We've all known this was coming. Snakes and planes have been the talk of the Internet for nearly a year. You can't get away from it. And the studio, New Line Cinema, is not stupid. They didn't show the movie to hoity-toity critics in advance, which is why I am sitting here in the dead of night on Thursday with about 50 other screaming mimis at Phipps Plaza at the first showing of the film to the public.
So what is "Snakes on a Plane?"
Well, Einstein, it is snakes. And they're on a plane. And I'll take a colicky baby any day on Delta after all this.
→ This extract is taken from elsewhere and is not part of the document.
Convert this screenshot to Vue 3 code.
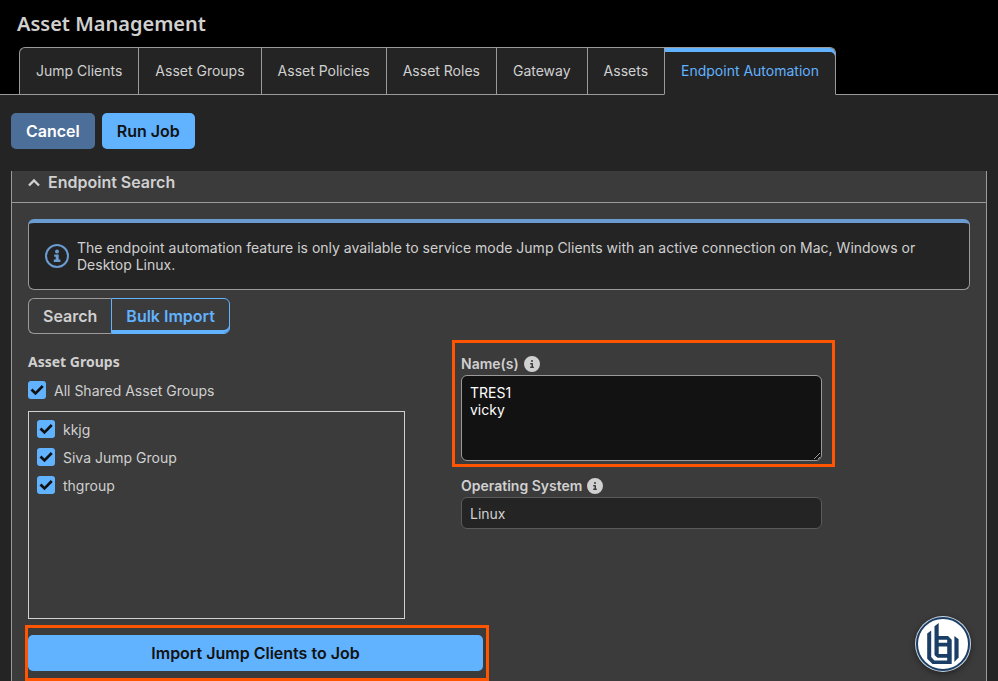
<script setup>
import { ref, computed } from 'vue'

const tabs = ['Jump Clients', 'Asset Groups', 'Asset Policies', 'Asset Roles', 'Gateway', 'Assets', 'Endpoint Automation']
const activeTab = ref('Endpoint Automation')
const mode = ref('Bulk Import')
const names = ref('TRES1\nvicky')
const os = ref('Linux')
const groups = ref([
  { id: 'g1', name: 'kkjg', checked: true },
  { id: 'g2', name: 'Siva Jump Group', checked: true },
  { id: 'g3', name: 'thgroup', checked: true },
])
const allChecked = computed({
  get: () => groups.value.every((g) => g.checked),
  set: (v) => groups.value.forEach((g) => { g.checked = v }),
})
const infoPath = 'M256 512A256 256 0 1 0 256 0a256 256 0 1 0 0 512zM216 336h24V272H216c-13.3 0-24-10.7-24-24s10.7-24 24-24h48c13.3 0 24 10.7 24 24v88h8c13.3 0 24 10.7 24 24s-10.7 24-24 24H216c-13.3 0-24-10.7-24-24s10.7-24 24-24zm40-208a32 32 0 1 1 0 64 32 32 0 1 1 0-64z'
</script>

<template>
  <div class="page">
    <header class="top">
      <h1>Asset Management</h1>
      <nav class="tabs">
        <a v-for="t in tabs" :key="t" href="#" class="tab" :class="{ active: t === activeTab }" @click.prevent="activeTab = t">{{ t }}</a>
      </nav>
    </header>

    <div class="toolbar">
      <button type="button" class="btn cancel">Cancel</button>
      <button type="button" class="btn primary">Run Job</button>
    </div>

    <main class="panel">
      <h2 class="panel-head">
        <svg class="chevron" viewBox="0 0 12 10" aria-hidden="true"><path d="M1 7.500l5-5 5 5" /></svg>
        Endpoint Search
      </h2>
      <div class="panel-body">
        <div class="alert">
          <svg class="alert-icon" viewBox="0 0 24 24" aria-hidden="true">
            <circle cx="12" cy="12" r="11" />
            <circle class="fill" cx="12" cy="7.6" r="2" />
            <path class="fill" d="M9.2 10.4h4.500v5.200h1.700V18H8.800v-2.400h1.900v-2.800H9.200z" />
          </svg>
          <p>The endpoint automation feature is only available to service mode Jump Clients with an active connection on Mac, Windows or Desktop Linux.</p>
        </div>

        <div class="segments">
          <button type="button" class="segment" :class="{ on: mode === 'Search' }" @click="mode = 'Search'">Search</button>
          <button type="button" class="segment" :class="{ on: mode === 'Bulk Import' }" @click="mode = 'Bulk Import'">Bulk Import</button>
        </div>

        <div class="columns">
          <section class="groups">
            <h3>Asset Groups</h3>
            <label class="check" for="all"><input id="all" v-model="allChecked" type="checkbox" />All Shared Asset Groups</label>
            <div class="list">
              <label v-for="g in groups" :key="g.id" class="check" :for="g.id"><input :id="g.id" v-model="g.checked" type="checkbox" />{{ g.name }}</label>
            </div>
          </section>

          <section class="fields">
            <div class="field highlighted">
              <label for="names">Name(s)<svg viewBox="0 0 512 512" aria-hidden="true"><path :d="infoPath" /></svg></label>
              <textarea id="names" v-model="names" spellcheck="false"></textarea>
            </div>
            <div class="field">
              <label for="os">Operating System<svg viewBox="0 0 512 512" aria-hidden="true"><path :d="infoPath" /></svg></label>
              <input id="os" v-model="os" type="text" />
            </div>
          </section>
        </div>

        <div class="import">
          <button type="button" class="btn primary">Import Jump Clients to Job</button>
        </div>
      </div>
    </main>

    <button type="button" class="badge" aria-label="Help">
      <svg viewBox="0 0 56 56" aria-hidden="true">
        <circle cx="28" cy="28" r="28" class="rim" />
        <circle cx="28" cy="28" r="26" class="ring" />
        <g class="mark">
          <path d="M12.200 17.500l4-3V41l3.200 3.500H34V48H17.500l-5.300-5.300z" />
          <path d="M19.500 10.300L23.700 7v34h-2.200l-2-2z" />
          <path d="M23 20h10l3.700 3.700V48h-4.500V23.800H23z" />
          <path d="M23 26.800h10v3.700H23zM23 38h10v3.700H22z" />
          <path d="M39.400 20l4.200 3.300v18.200l-4.200 4.500z" />
        </g>
      </svg>
    </button>
  </div>
</template>

<style>
body {
  margin: 0;
  background: #242424;
}
</style>

<style scoped>
* {
  box-sizing: border-box;
}
.page {
  display: flex;
  flex-direction: column;
  min-height: 100vh;
  background: #242424;
  color: #d0d0d0;
  font: 14px/17px Inter, sans-serif;
}
h1, h2, h3, p {
  margin: 0;
}
button, input, textarea {
  margin: 0;
  font: inherit;
  color: inherit;
}
button {
  cursor: pointer;
}
.top {
  flex: none;
  padding-top: 10px;
  background: #000;
  border-bottom: 1px solid #9a9a9a;
}
h1 {
  padding: 0 17px;
  font: 600 20px/28px "Noto Sans", sans-serif;
}
.tabs {
  display: flex;
  margin: 9px 19px -1px;
}
.tab {
  display: flex;
  align-items: center;
  height: 48px;
  padding: 0 16px 2px;
  border: 1px solid #9a9a9a;
  border-right-width: 0;
  background: #242424;
  color: inherit;
  text-decoration: none;
  white-space: nowrap;
}
.tab:first-child {
  border-top-left-radius: 6px;
}
.tab:last-child {
  border-right-width: 1px;
  border-top-right-radius: 6px;
}
.tab.active {
  border-bottom-color: #242424;
  box-shadow: inset 0 4px #61b2ff;
  color: #61b2ff;
}
.toolbar {
  display: flex;
  flex: none;
  gap: 7px;
  padding: 18px 11px 22px;
}
.btn {
  height: 36px;
  padding: 0 15px;
  border: 0;
  border-radius: 5px;
  font-size: 16px;
  font-weight: 600;
}
.cancel {
  background: #4c6f99;
  color: #fff;
}
.primary {
  background: #61b2ff;
  color: #121212;
}
.panel {
  flex: 1 0 auto;
  margin: 0 11px;
  border: solid #9a9a9a;
  border-width: 0 1px;
  background: #3b3b3b;
}
.panel-head {
  display: flex;
  align-items: center;
  gap: 8px;
  height: 32px;
  padding: 0 16px 8px;
  border-bottom: 1px solid #9a9a9a;
  font-size: 16px;
  font-weight: 600;
}
.chevron {
  width: 12px;
  height: 10px;
  fill: none;
  stroke: currentColor;
  stroke-width: 2.4;
}
.panel-body {
  padding: 16px 16px 10px;
}
.alert {
  display: flex;
  align-items: center;
  gap: 8px;
  min-height: 71px;
  padding: 0 16px;
  border: 1px solid #9a9a9a;
  border-top: 4px solid #6a9bd1;
  border-radius: 6px;
  background: #242424;
}
.alert-icon {
  flex: none;
  width: 24px;
  height: 24px;
  fill: none;
  stroke: #6a9bd1;
  stroke-width: 2;
}
.alert-icon .fill {
  fill: #6a9bd1;
  stroke: none;
}
.segments {
  display: flex;
  margin-top: 8px;
}
.segment {
  height: 36px;
  padding: 0 14px;
  border: 1px solid #9a9a9a;
  background: none;
  font-size: 16px;
  font-weight: 600;
}
.segment:first-child {
  border-right: 0;
  border-radius: 6px 0 0 6px;
}
.segment:last-child {
  border-radius: 0 6px 6px 0;
}
.segment.on {
  border-color: #61b2ff;
  box-shadow: inset 0 -3px #61b2ff;
  color: #61b2ff;
}
.columns {
  display: grid;
  grid-template-columns: 377fr 361fr 92fr;
  column-gap: 56px;
  padding-top: 18px;
}
h3 {
  font: 700 14px/20px "Noto Sans", sans-serif;
}
.check {
  display: flex;
  align-items: center;
  gap: 8px;
  height: 18px;
}
.groups > .check {
  margin: 9px 0 12px;
}
.check input {
  appearance: none;
  display: grid;
  flex: none;
  width: 18px;
  height: 18px;
  border-radius: 3px;
  background: #d0d0d0;
}
.check input:checked {
  background: #61b2ff;
}
.check input:checked::before {
  content: "";
  background: #121212;
  clip-path: path("M2.500 9.500 4.500 7.500 7.500 10.500 13.800 4 15.700 5.900 7.500 14.200z");
}
.list {
  display: flex;
  flex-direction: column;
  gap: 10px;
  height: 208px;
  padding: 8px;
  border: 1px solid #d0d0d0;
  overflow: auto;
}
.fields {
  display: flex;
  flex-direction: column;
  gap: 17px;
  padding-top: 4px;
}
.field {
  position: relative;
}
.field label {
  display: flex;
  gap: 5px;
  height: 16px;
  margin-bottom: 3px;
  font-weight: 600;
  line-height: 15px;
}
.field label svg {
  width: 16px;
  height: 16px;
  fill: currentColor;
}
textarea, .field input {
  display: block;
  width: 100%;
  padding: 8px;
  border: 1px solid #9a9a9a;
  border-radius: 6px;
  outline: 0;
}
textarea {
  height: 86px;
  background: #121212;
  color: #fff;
  resize: vertical;
}
.field input {
  height: 32px;
  border-color: #5a5a5a;
  background: #242424;
}
.highlighted::after {
  content: "";
  position: absolute;
  inset: -16px -13px -6px -9px;
  border: 3px solid #ff5500;
  pointer-events: none;
}
.import {
  position: relative;
  max-width: 455px;
  margin-top: 16px;
}
.import .btn {
  display: block;
  width: 100%;
}
.import::after {
  content: "";
  position: absolute;
  inset: -10px -6px -10px -3px;
  border: 3px solid #ff5500;
  pointer-events: none;
}
.badge {
  position: fixed;
  right: 27px;
  bottom: 9px;
  width: 56px;
  height: 56px;
  padding: 0;
  border: 0;
  border-radius: 50%;
  background: none;
  box-shadow: 0 2px 6px rgba(0, 0, 0, 0.4);
}
.badge svg {
  display: block;
}
.rim {
  fill: #c9d3de;
}
.ring {
  fill: #fff;
  stroke: #1a3e66;
  stroke-width: 2;
}
.mark {
  fill: #1a3e66;
}
</style>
I mean, I thought "The Descent" was scary, what with ravenously hungry, icky and blind creatures in a deep cave leaping out of the dark to lunch on adrenaline-charged female spelunkers.
But no, here we're 30,000 feet up in the air with no place to run to and precious few places to hide. Because, trust me, that dude who went into the lavatory? I hate to be the one to have to tell you but I think his privates met up with one of the title characters.
I don't know what the point of all this is but I can tell you this:
10:13 p.m. — The movie starts. There's a beach on Oahu, bikinis and a racing motorbike. And some poor dude gets to say "hi there" to a swinging baseball bat. The motorbike dude witnesses all that and then the bad guys are out to get him. We meet the FBI agent (that would be Jackson). While all that happens there are three product-placement moments for RedBull.
10:36 p.m. — Snakes!
Then there's a conspicuously placed Pepsi can.
And then more snakes. And more snakes.
And a great boo scare. And cheers when Jackson says the line inspired by Internet geeks: "I've had it with these (expletive) snakes on this (expletive) plane!"
So, call me. I'll see it again with you this weekend.